The EHRP Team winced when we saw this story, reported by Gretchen Gavett for PBS Frontline:
Deamonte Driver’s tooth was bothering him. The same was the case for his younger brother DeShawn, who needed six teeth extracted. Both boys, from Maryland, were at some points covered by Medicaid. At critical times, though, they were dropped from the program because, according to their mother Alyce, their paperwork may have been sent to a homeless shelter where they lived for a short time.
Alyce, who worked a variety of jobs over the years, didn’t have insurance.
Mary Otto, who first covered the story for The Washington Post, found the Driver family after being contacted by Laurie Norris, a lawyer for the Public Justice Center of Baltimore. Norris was helping Alyce Driver navigate the dental system for DeShawn — making more than 20 calls in order to find a dentist that would accept Medicaid — when Deamonte became ill.

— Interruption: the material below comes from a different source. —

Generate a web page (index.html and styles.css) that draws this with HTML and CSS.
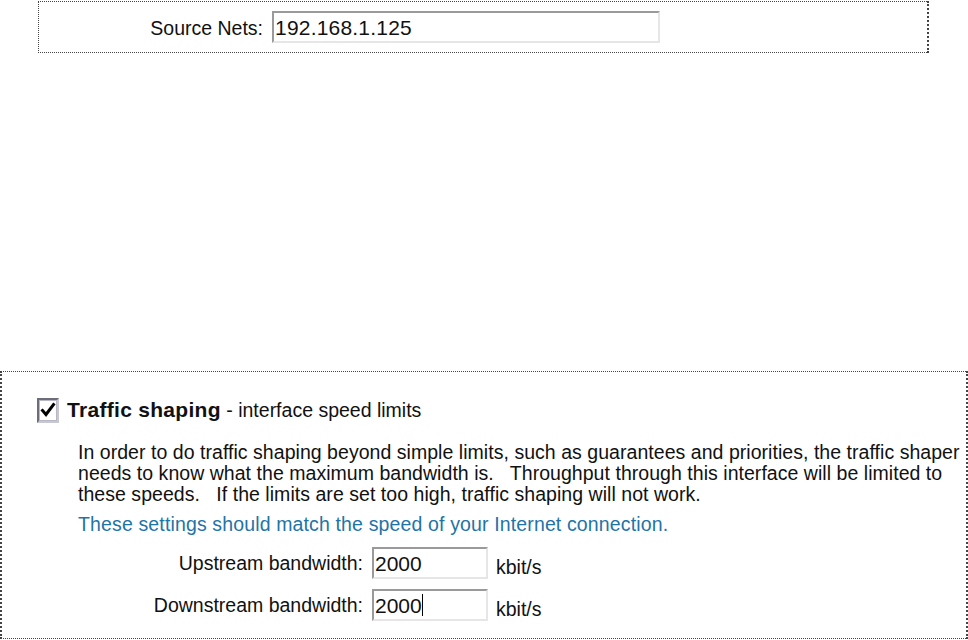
FILE: index.html
```html
<!DOCTYPE html>
<html>
<head>
<meta charset="utf-8">
<link rel="stylesheet" href="styles.css">
</head>
<body>
<div class="top-box">
  <div class="field-row">
    <label class="src-label">Source Nets:</label>
    <div class="input src-input">192.168.1.125</div>
  </div>
</div>
<div class="bottom-box">
  <div class="head">
    <span class="checkbox">
      <svg width="16" height="16" viewBox="0 0 16 16"><path d="M2.5 8.5 L6 12.5 L13.5 2.5" fill="none" stroke="#000" stroke-width="3" stroke-linecap="square"/></svg>
    </span>
    <span class="title">Traffic shaping</span><span class="sub">&nbsp;- interface speed limits</span>
  </div>
  <div class="body">
    <p class="desc">In order to do traffic shaping beyond simple limits, such as guarantees and priorities, the traffic shaper<br>needs to know what the maximum bandwidth is.&nbsp;&nbsp; Throughput through this interface will be limited to<br>these speeds.&nbsp;&nbsp; If the limits are set too high, traffic shaping will not work.</p>
    <p class="note">These settings should match the speed of your Internet connection.</p>
    <div class="bw-row">
      <span class="bw-label">Upstream bandwidth:</span>
      <div class="input bw-input">2000</div>
      <span class="unit">kbit/s</span>
    </div>
    <div class="bw-row">
      <span class="bw-label">Downstream bandwidth:</span>
      <div class="input bw-input">2000<span class="caret"></span></div>
      <span class="unit">kbit/s</span>
    </div>
  </div>
</div>
</body>
</html>
```
FILE: styles.css
```css
html, body {
  margin: 0;
  padding: 0;
  background: #fff;
}
body {
  font-family: "Liberation Sans", Arial, sans-serif;
  font-size: 19.5px;
  color: #111;
  width: 968px;
  height: 640px;
  overflow: hidden;
}
.top-box {
  margin: 1px 0 0 38px;
  width: 888px;
  height: 50px;
  border: 2px dotted #444;
  border-width: 1px 2px 1px 1px;
  box-sizing: content-box;
}
.field-row {
  display: flex;
  align-items: center;
  height: 100%;
}
.src-label {
  width: 224px;
  text-align: right;
  padding-right: 9px;
  padding-top: 3px;
}
.input {
  box-sizing: border-box;
  border: 2px solid #9a9a9a;
  border-right-color: #e6e6e6;
  border-bottom-color: #e6e6e6;
  background: #fff;
  padding-left: 1px;
  display: flex;
  align-items: center;
  line-height: 1;
  font-size: 21px;
}
.src-input {
  width: 388px;
  height: 32px;
  letter-spacing: 0.2px;
}
.bottom-box {
  margin-top: 318px;
  width: 964px;
  height: 266px;
  border: 1px dotted #444;
  border-left-width: 2px;
  border-right-width: 2px;
}
.head {
  display: flex;
  align-items: center;
  margin: 24px 0 0 35px;
  height: 28px;
}
.checkbox {
  width: 22px;
  height: 25px;
  box-sizing: border-box;
  border: 2px solid #888;
  border-top-color: #6d6d7a;
  border-left-color: #6d6d7a;
  border-right-color: #c8c8d0;
  border-bottom-color: #c8c8d0;
  box-shadow: inset 0 0 0 1px #b8b8c4;
  display: flex;
  align-items: center;
  justify-content: center;
  margin-right: 8px;
  background: #fff;
}
.title {
  font-weight: bold;
  font-size: 21px;
  letter-spacing: 0.3px;
}
.body {
  margin-left: 76px;
}
.desc {
  margin: 18px 0 0 0;
  line-height: 21px;
  white-space: nowrap;
  letter-spacing: 0.04px;
}
.note {
  margin: 9px 0 0 0;
  line-height: 21px;
  color: #1f74a6;
  letter-spacing: 0.14px;
}
.bw-row {
  display: flex;
  align-items: center;
  height: 32px;
  margin-top: 12px;
}
.bw-row + .bw-row {
  margin-top: 10px;
}
.bw-label {
  width: 285px;
  text-align: right;
  padding-right: 9px;
}
.bw-input {
  width: 116px;
  height: 32px;
}
.caret {
  display: inline-block;
  width: 1px;
  height: 22px;
  background: #000;
}
.unit {
  margin-left: 8px;
  padding-top: 8px;
}
```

After he was taken to the hospital to be treated for a headache, Deamonte became sicker, eventually needing two brain surgeries. He died less than a month later, in February 2007.
If it had been caught early, extracting Deamonte’s damaged tooth could have cost $80. The bill for two weeks of his care at Maryland’s Children’s Hospital was between $200,000 and $250,000, reports Otto. At the time of his death, only about 900 of Maryland’s 5,500 dentists accepted Medicaid.